En ce temps-là les artistes fréquentaient les musées qui n'étaient pas, comme ils le furent depuis, encombrés presque uniquement par les copistes professionnels; la curiosité des maîtres était alors chose commune et, si l'on parcourait la liste des manieurs de pinceau qui furent autorisés à travailler au Louvre à cette époque, on y relèverait probablement une suite importante de peintres ayant laissé une trace dans notre école. Berthe et sa soeur y venaient alors assidûment. C'est là qu'elles rencontrèrent d'abord en 1859 Braquemond et Fantin-Latour. Mais ce n'est que l'année suivante qu'elles y remarquèrent un jeune homme qui venait souvent planter son chevalet devant les grands Vénitiens de la galerie du bord de l'eau. Manet, qui était cet artiste, devait bientôt faire parler de lui avec son « Chanteur espagnol» qui, au Salon de 1861, allait attirer l'attention d'Ingres et de Delacroix et lui mériter les enthousiastes éloges de Théophile Gautier.

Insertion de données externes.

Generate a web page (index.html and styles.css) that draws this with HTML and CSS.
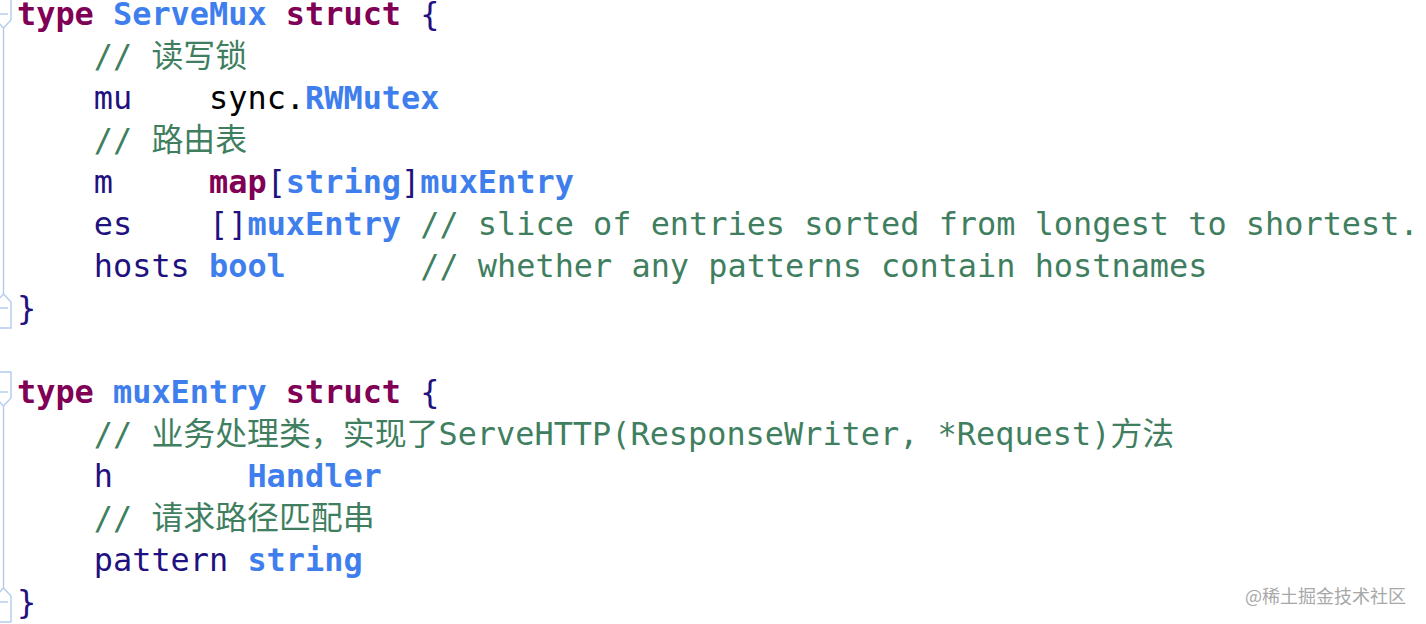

Semblable à un lac très calme que n'agita jamais la tempête, sa vie fut tranquille, droite et une comme son art. Vie désespérante pour un biographe affamé d'aventures, avide d'agitations, en quête d'événements pathétiques ou même simplement d'anecdotes pittoresques. Ici cependant calme n'est pas impassibilité et encore moins insensibilité, car cette vie fut aussi riche en forces spirituelles qu'elle a été indigente en incidents biographiques.
Ainsi, derrière la simplicité de sa vie extérieure, derrière la banalité des agitations de sa vie mondaine qu'illuminèrent à la vérité le charme d'une féminine exquise et le sourire d'une constante bonté auquel vint s'ajouter celui d'une tendresse maternelle très profonde, se cache une admirable vie d'artiste: sa vie intérieure, sa vraie vie, celle que révèlent ses oeuvres qui furent ses confidentes de chaque jour et qui, à travers leur multiplicité et leur diversité, montrent que, depuis l'enfance jusqu'à la mort, elle est toujours demeurée elle-même dans son art, ce qui ne l'a pas empêchée
d'enrichir peu à peu sa palette et de perfectionner et élargir son métier à mesure que se développait sa sensibilité, que s'affinait sa vision et que s'assouplissait sa main.